*Do this*: Write out the listing below exactly, and omit any images you find in it.

*Source data*:

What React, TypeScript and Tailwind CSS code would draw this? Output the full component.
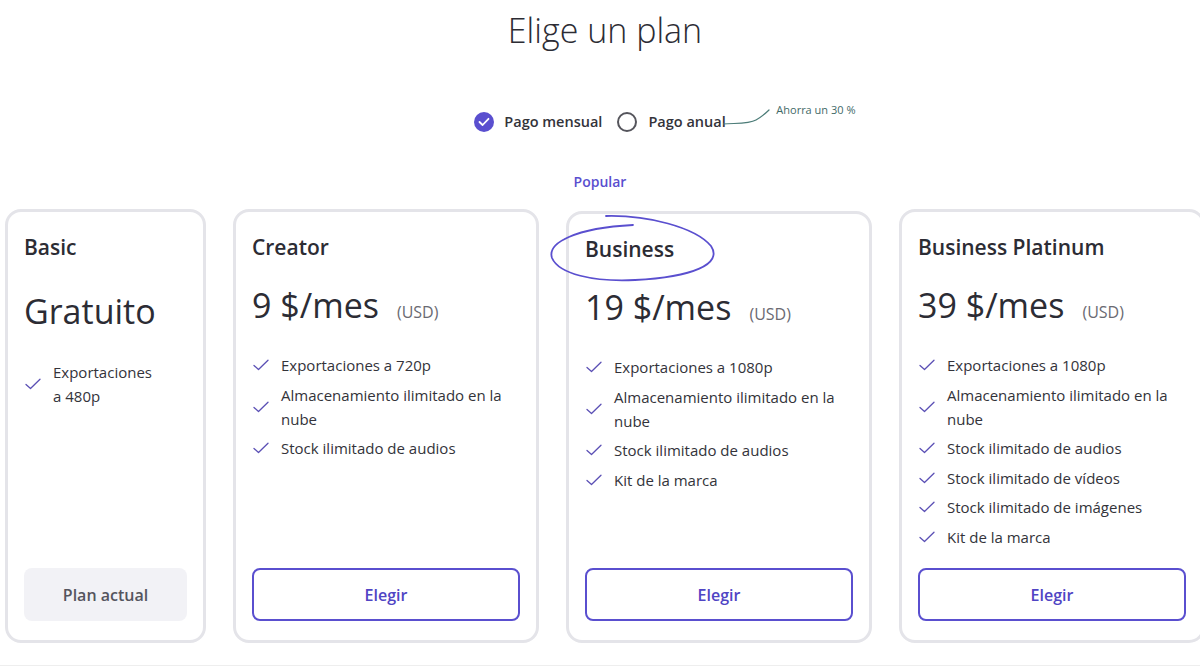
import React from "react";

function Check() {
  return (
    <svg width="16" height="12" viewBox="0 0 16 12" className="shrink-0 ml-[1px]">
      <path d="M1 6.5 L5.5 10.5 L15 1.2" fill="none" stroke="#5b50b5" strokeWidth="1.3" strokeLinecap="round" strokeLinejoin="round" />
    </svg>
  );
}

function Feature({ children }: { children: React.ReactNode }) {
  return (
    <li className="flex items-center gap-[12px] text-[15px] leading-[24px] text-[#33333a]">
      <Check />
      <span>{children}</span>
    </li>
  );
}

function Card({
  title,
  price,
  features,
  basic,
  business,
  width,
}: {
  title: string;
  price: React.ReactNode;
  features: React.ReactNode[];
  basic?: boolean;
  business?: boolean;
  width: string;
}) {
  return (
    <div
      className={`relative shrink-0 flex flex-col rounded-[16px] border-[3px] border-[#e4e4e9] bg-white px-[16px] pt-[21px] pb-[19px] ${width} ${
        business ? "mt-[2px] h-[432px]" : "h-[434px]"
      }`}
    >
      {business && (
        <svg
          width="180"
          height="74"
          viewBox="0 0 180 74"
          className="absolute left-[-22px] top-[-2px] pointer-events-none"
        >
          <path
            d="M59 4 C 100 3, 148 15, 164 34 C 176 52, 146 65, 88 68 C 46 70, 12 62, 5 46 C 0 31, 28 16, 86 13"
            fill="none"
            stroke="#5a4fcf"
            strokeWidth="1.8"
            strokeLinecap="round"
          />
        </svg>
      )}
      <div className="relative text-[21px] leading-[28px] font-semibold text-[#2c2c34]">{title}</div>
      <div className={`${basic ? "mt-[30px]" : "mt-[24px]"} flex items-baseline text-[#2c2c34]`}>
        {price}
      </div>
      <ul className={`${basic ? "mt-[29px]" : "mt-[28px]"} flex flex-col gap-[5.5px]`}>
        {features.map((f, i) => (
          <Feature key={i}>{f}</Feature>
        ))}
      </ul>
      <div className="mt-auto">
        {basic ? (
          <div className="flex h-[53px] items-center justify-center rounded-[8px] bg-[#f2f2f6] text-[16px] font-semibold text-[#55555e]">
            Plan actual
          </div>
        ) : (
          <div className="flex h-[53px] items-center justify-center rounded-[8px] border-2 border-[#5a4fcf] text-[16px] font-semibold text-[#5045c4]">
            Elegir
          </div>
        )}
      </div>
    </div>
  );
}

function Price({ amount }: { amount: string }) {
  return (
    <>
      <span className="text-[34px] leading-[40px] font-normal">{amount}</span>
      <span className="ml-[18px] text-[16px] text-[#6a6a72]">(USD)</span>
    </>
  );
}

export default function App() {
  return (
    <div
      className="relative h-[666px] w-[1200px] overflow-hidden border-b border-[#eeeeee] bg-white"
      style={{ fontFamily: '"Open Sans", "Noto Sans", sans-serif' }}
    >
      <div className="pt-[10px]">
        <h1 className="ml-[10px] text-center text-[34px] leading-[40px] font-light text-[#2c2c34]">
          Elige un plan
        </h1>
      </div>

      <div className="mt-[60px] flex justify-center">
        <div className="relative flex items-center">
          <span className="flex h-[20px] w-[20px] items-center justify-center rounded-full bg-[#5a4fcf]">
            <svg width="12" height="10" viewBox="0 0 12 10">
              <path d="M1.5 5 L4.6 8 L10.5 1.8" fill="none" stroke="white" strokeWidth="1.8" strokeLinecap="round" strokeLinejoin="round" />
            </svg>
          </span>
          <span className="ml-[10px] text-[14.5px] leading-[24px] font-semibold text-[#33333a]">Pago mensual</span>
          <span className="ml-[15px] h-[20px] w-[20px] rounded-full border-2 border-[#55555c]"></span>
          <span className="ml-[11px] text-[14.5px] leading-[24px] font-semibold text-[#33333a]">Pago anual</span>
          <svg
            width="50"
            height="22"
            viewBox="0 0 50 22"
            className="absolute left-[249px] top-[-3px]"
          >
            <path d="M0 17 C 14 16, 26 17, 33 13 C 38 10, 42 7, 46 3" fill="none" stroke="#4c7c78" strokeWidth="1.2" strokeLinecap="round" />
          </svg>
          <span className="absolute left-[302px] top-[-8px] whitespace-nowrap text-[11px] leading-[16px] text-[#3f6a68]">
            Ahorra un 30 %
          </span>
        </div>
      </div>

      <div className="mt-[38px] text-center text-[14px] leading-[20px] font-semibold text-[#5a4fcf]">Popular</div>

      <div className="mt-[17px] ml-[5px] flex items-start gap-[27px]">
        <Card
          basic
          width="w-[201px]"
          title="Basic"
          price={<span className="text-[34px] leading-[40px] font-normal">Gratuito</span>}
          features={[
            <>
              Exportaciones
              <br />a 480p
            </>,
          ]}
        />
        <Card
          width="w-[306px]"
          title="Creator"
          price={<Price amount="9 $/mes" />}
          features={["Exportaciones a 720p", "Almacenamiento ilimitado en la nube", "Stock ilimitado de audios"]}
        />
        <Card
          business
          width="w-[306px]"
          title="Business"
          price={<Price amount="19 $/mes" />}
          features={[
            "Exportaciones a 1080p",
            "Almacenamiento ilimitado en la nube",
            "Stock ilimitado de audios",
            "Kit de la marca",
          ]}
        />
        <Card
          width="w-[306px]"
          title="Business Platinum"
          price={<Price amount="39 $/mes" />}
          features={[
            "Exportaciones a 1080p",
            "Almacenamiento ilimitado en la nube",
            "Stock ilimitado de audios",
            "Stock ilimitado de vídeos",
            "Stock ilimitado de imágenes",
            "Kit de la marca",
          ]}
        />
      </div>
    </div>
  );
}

*Expected answer*:
What React, TypeScript and Tailwind CSS code would draw this? Output the full component.
import React from "react";

function Check() {
  return (
    <svg width="16" height="12" viewBox="0 0 16 12" className="shrink-0 ml-[1px]">
      <path d="M1 6.5 L5.5 10.5 L15 1.2" fill="none" stroke="#5b50b5" strokeWidth="1.3" strokeLinecap="round" strokeLinejoin="round" />
    </svg>
  );
}

function Feature({ children }: { children: React.ReactNode }) {
  return (
    <li className="flex items-center gap-[12px] text-[15px] leading-[24px] text-[#33333a]">
      <Check />
      <span>{children}</span>
    </li>
  );
}

function Card({
  title,
  price,
  features,
  basic,
  business,
  width,
}: {
  title: string;
  price: React.ReactNode;
  features: React.ReactNode[];
  basic?: boolean;
  business?: boolean;
  width: string;
}) {
  return (
    <div
      className={`relative shrink-0 flex flex-col rounded-[16px] border-[3px] border-[#e4e4e9] bg-white px-[16px] pt-[21px] pb-[19px] ${width} ${
        business ? "mt-[2px] h-[432px]" : "h-[434px]"
      }`}
    >
      {business && (
        <svg
          width="180"
          height="74"
          viewBox="0 0 180 74"
          className="absolute left-[-22px] top-[-2px] pointer-events-none"
        >
          <path
            d="M59 4 C 100 3, 148 15, 164 34 C 176 52, 146 65, 88 68 C 46 70, 12 62, 5 46 C 0 31, 28 16, 86 13"
            fill="none"
            stroke="#5a4fcf"
            strokeWidth="1.8"
            strokeLinecap="round"
          />
        </svg>
      )}
      <div className="relative text-[21px] leading-[28px] font-semibold text-[#2c2c34]">{title}</div>
      <div className={`${basic ? "mt-[30px]" : "mt-[24px]"} flex items-baseline text-[#2c2c34]`}>
        {price}
      </div>
      <ul className={`${basic ? "mt-[29px]" : "mt-[28px]"} flex flex-col gap-[5.5px]`}>
        {features.map((f, i) => (
          <Feature key={i}>{f}</Feature>
        ))}
      </ul>
      <div className="mt-auto">
        {basic ? (
          <div className="flex h-[53px] items-center justify-center rounded-[8px] bg-[#f2f2f6] text-[16px] font-semibold text-[#55555e]">
            Plan actual
          </div>
        ) : (
          <div className="flex h-[53px] items-center justify-center rounded-[8px] border-2 border-[#5a4fcf] text-[16px] font-semibold text-[#5045c4]">
            Elegir
          </div>
        )}
      </div>
    </div>
  );
}

function Price({ amount }: { amount: string }) {
  return (
    <>
      <span className="text-[34px] leading-[40px] font-normal">{amount}</span>
      <span className="ml-[18px] text-[16px] text-[#6a6a72]">(USD)</span>
    </>
  );
}

export default function App() {
  return (
    <div
      className="relative h-[666px] w-[1200px] overflow-hidden border-b border-[#eeeeee] bg-white"
      style={{ fontFamily: '"Open Sans", "Noto Sans", sans-serif' }}
    >
      <div className="pt-[10px]">
        <h1 className="ml-[10px] text-center text-[34px] leading-[40px] font-light text-[#2c2c34]">
          Elige un plan
        </h1>
      </div>

      <div className="mt-[60px] flex justify-center">
        <div className="relative flex items-center">
          <span className="flex h-[20px] w-[20px] items-center justify-center rounded-full bg-[#5a4fcf]">
            <svg width="12" height="10" viewBox="0 0 12 10">
              <path d="M1.5 5 L4.6 8 L10.5 1.8" fill="none" stroke="white" strokeWidth="1.8" strokeLinecap="round" strokeLinejoin="round" />
            </svg>
          </span>
          <span className="ml-[10px] text-[14.5px] leading-[24px] font-semibold text-[#33333a]">Pago mensual</span>
          <span className="ml-[15px] h-[20px] w-[20px] rounded-full border-2 border-[#55555c]"></span>
          <span className="ml-[11px] text-[14.5px] leading-[24px] font-semibold text-[#33333a]">Pago anual</span>
          <svg
            width="50"
            height="22"
            viewBox="0 0 50 22"
            className="absolute left-[249px] top-[-3px]"
          >
            <path d="M0 17 C 14 16, 26 17, 33 13 C 38 10, 42 7, 46 3" fill="none" stroke="#4c7c78" strokeWidth="1.2" strokeLinecap="round" />
          </svg>
          <span className="absolute left-[302px] top-[-8px] whitespace-nowrap text-[11px] leading-[16px] text-[#3f6a68]">
            Ahorra un 30 %
          </span>
        </div>
      </div>

      <div className="mt-[38px] text-center text-[14px] leading-[20px] font-semibold text-[#5a4fcf]">Popular</div>

      <div className="mt-[17px] ml-[5px] flex items-start gap-[27px]">
        <Card
          basic
          width="w-[201px]"
          title="Basic"
          price={<span className="text-[34px] leading-[40px] font-normal">Gratuito</span>}
          features={[
            <>
              Exportaciones
              <br />a 480p
            </>,
          ]}
        />
        <Card
          width="w-[306px]"
          title="Creator"
          price={<Price amount="9 $/mes" />}
          features={["Exportaciones a 720p", "Almacenamiento ilimitado en la nube", "Stock ilimitado de audios"]}
        />
        <Card
          business
          width="w-[306px]"
          title="Business"
          price={<Price amount="19 $/mes" />}
          features={[
            "Exportaciones a 1080p",
            "Almacenamiento ilimitado en la nube",
            "Stock ilimitado de audios",
            "Kit de la marca",
          ]}
        />
        <Card
          width="w-[306px]"
          title="Business Platinum"
          price={<Price amount="39 $/mes" />}
          features={[
            "Exportaciones a 1080p",
            "Almacenamiento ilimitado en la nube",
            "Stock ilimitado de audios",
            "Stock ilimitado de vídeos",
            "Stock ilimitado de imágenes",
            "Kit de la marca",
          ]}
        />
      </div>
    </div>
  );
}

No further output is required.